Prima ancora di accendere il computer, ho avuto un’altra rivelazione devastante: nel CV è indicato il mio sito web, sia come link che nel dominio dell’email. Chiunque lo leggesse potrebbe cliccarci e trovarsi davanti un sito la cui estetica ricorda i blog dei primi anni Duemila. Ecco allora che il prurito di rifare il CV si è istantaneamente trasformato nel prurito, ben più grave, di rifare l’intero sito.
Fortunatamente, un barlume di sanità mentale (o forse solo un riverbero di pigrizia) ha avuto la meglio. Ho chiuso tutto e sono andato a farmi un caffè, forse anche due.

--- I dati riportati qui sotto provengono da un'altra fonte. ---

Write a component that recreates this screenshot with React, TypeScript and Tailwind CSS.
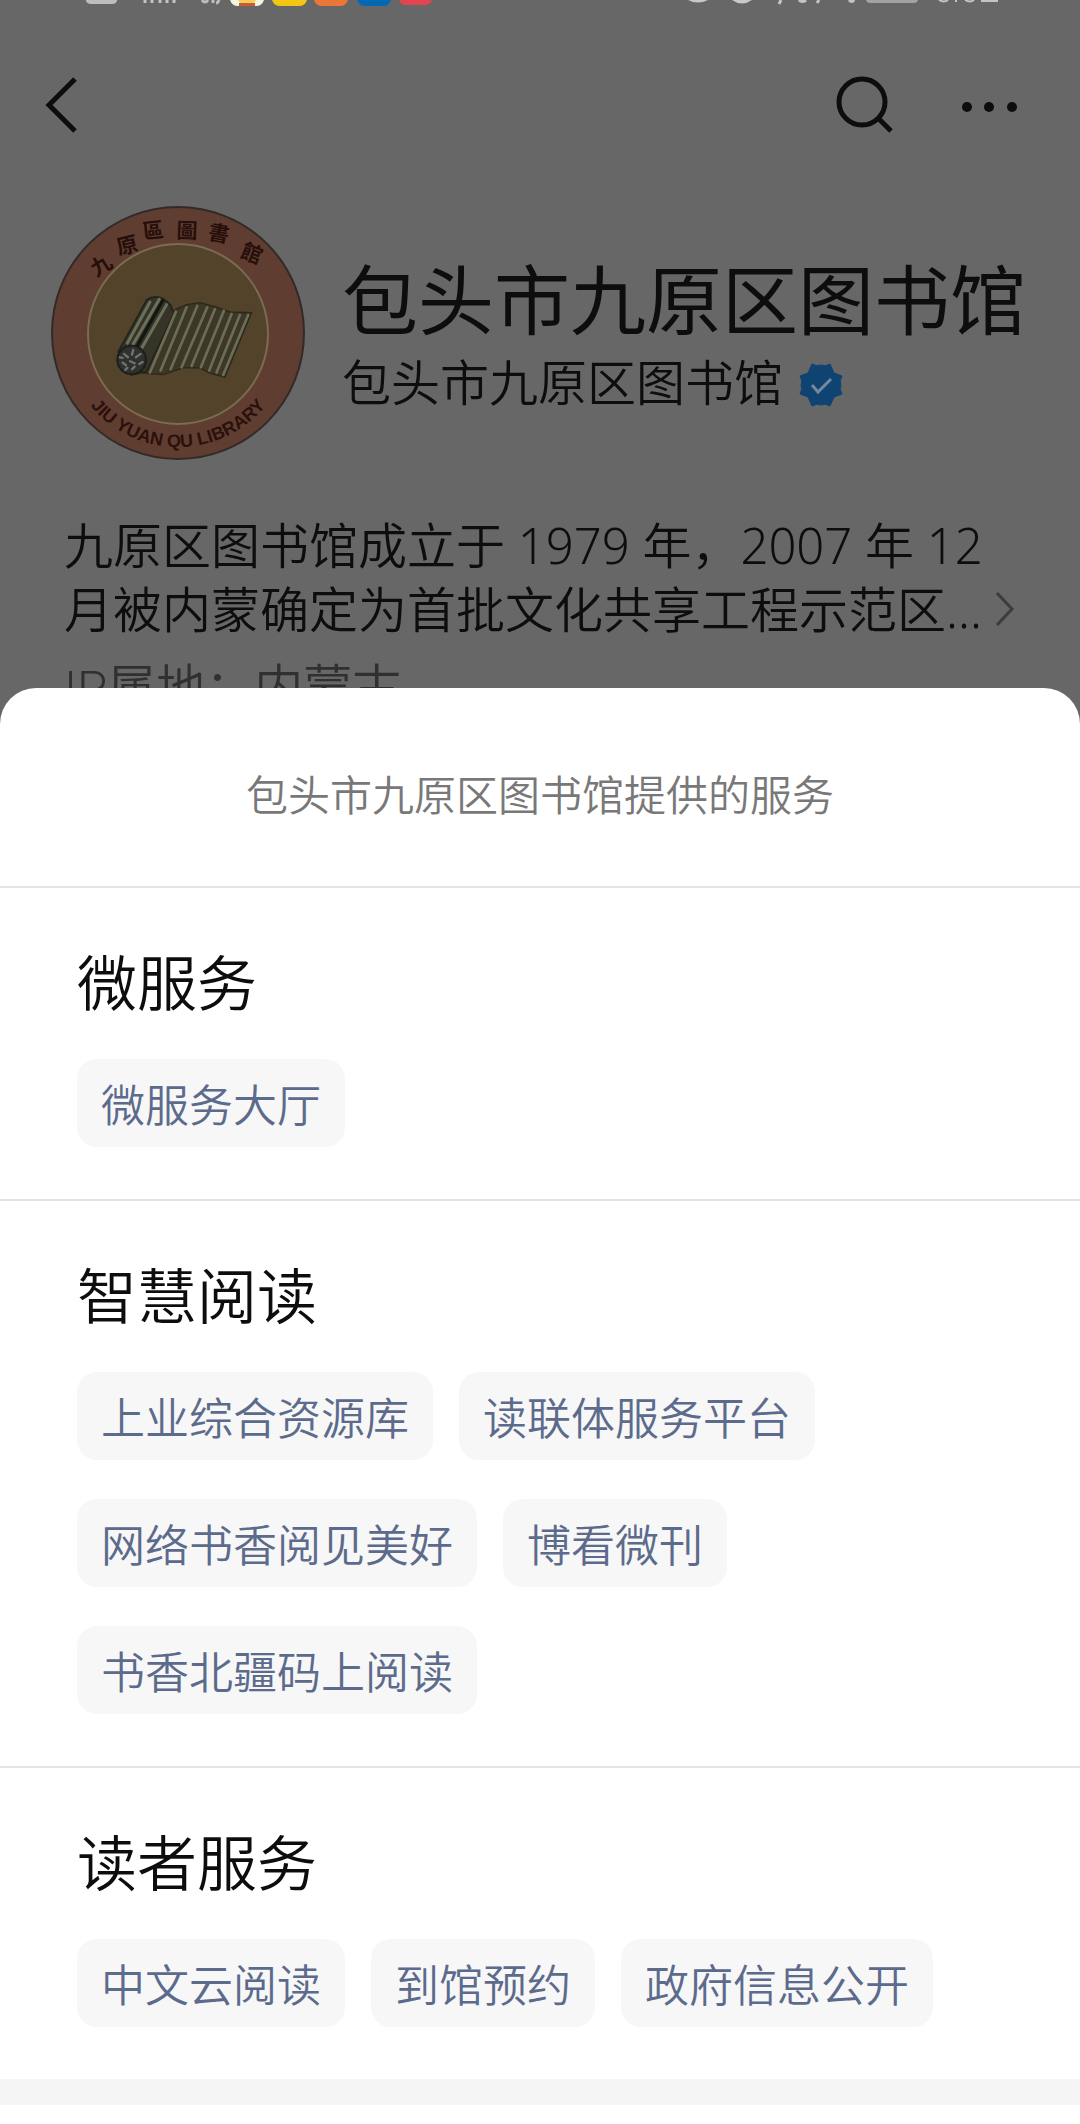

Questo episodio, riassunto per amor di sintesi, è l’emblema di ciò che accade quando si perde di vista l’obiettivo per inseguire il metodo. Si finisce per paralizzarsi, contemplando soluzioni architettonicamente affascinanti ma che, in realtà, sono solo dei dettagli differibili. È un vizio che ho spesso con i miei side project: mi alzo il sabato mattina carico di entusiasmo per un’idea, e la domenica sera mi ritrovo con una pila di diagrammi di flusso, repository vuoti e zero progressi concreti.
La soluzione? Semplificare. Fare il minimo passo indispensabile per avanzare verso la meta, anche se piccolo. I dettagli, le ottimizzazioni e le automazioni spettacolari verranno dopo, a obiettivo raggiunto.

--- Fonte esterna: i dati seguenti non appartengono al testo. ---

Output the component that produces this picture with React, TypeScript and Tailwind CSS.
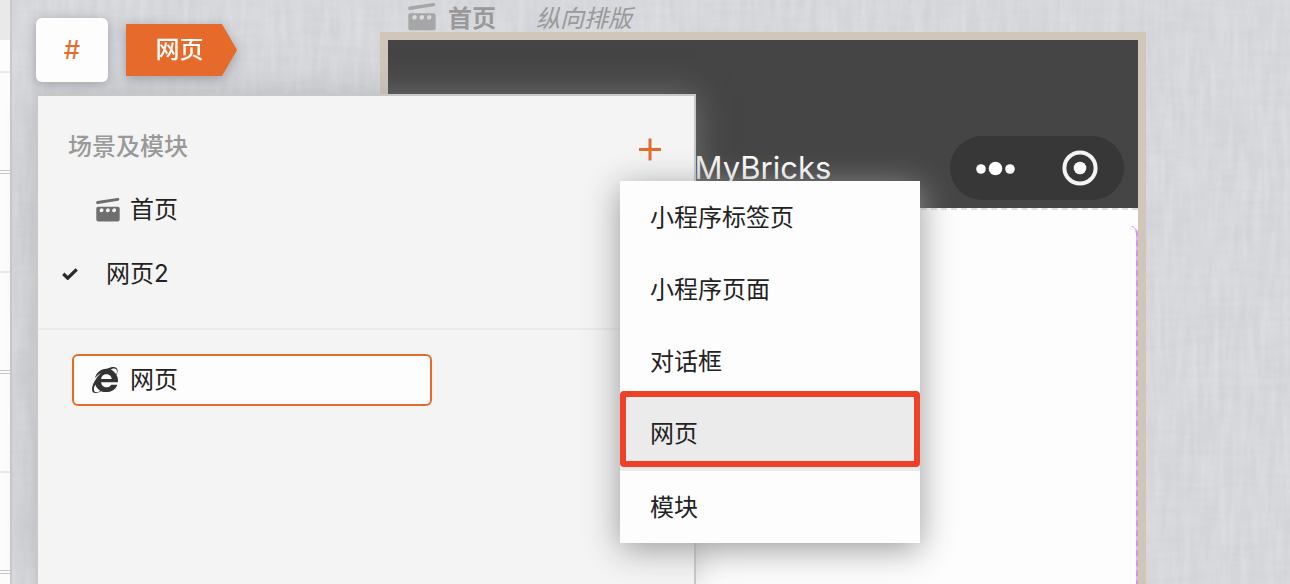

Armato di questa (speriamo) nuova filosofia, mi sono messo a cercare una soluzione concreta per il mio problema originale: scrivere un buon CV. Mi è tornato in mente un vecchio video del sempre ottimo Corey M. Schafer, in cui usava script Python, template Jinja2 e file JSON per generare un CV in HTML. Ottimo per un sito web, meno per un PDF dall’aspetto curato.
Proprio in quel video, però, Schafer citava due progetti promettenti: jsonresume.org e rendercv.com.
Jsonresume propone un formato aperto basato su JSON per definire i dati del proprio curriculum, separando il contenuto dalla presentazione. Rendercv, invece, è un tool che prende un file YAML e, utilizzando motori di template in Python (incluso LaTeX sotto il cofano), genera PDF di ottima qualità.
Sono queste le strade che ho deciso di esplorare. Non richiedono di configurare server, runner o pipeline. Partono dal cuore del problema: i tuoi dati, la tua storia. L’automazione, se mai servirà, verrà dopo.
E su come utilizzarli nella pratica, e su quale dei due si sia rivelato più efficace per le mie esigenze, beh… ci sarà un prossimo post. Per ora, il mio obiettivo è fare quel primo, piccolo passo: aprire un editor e iniziare a scrivere il file sorgente, YAML o JSON.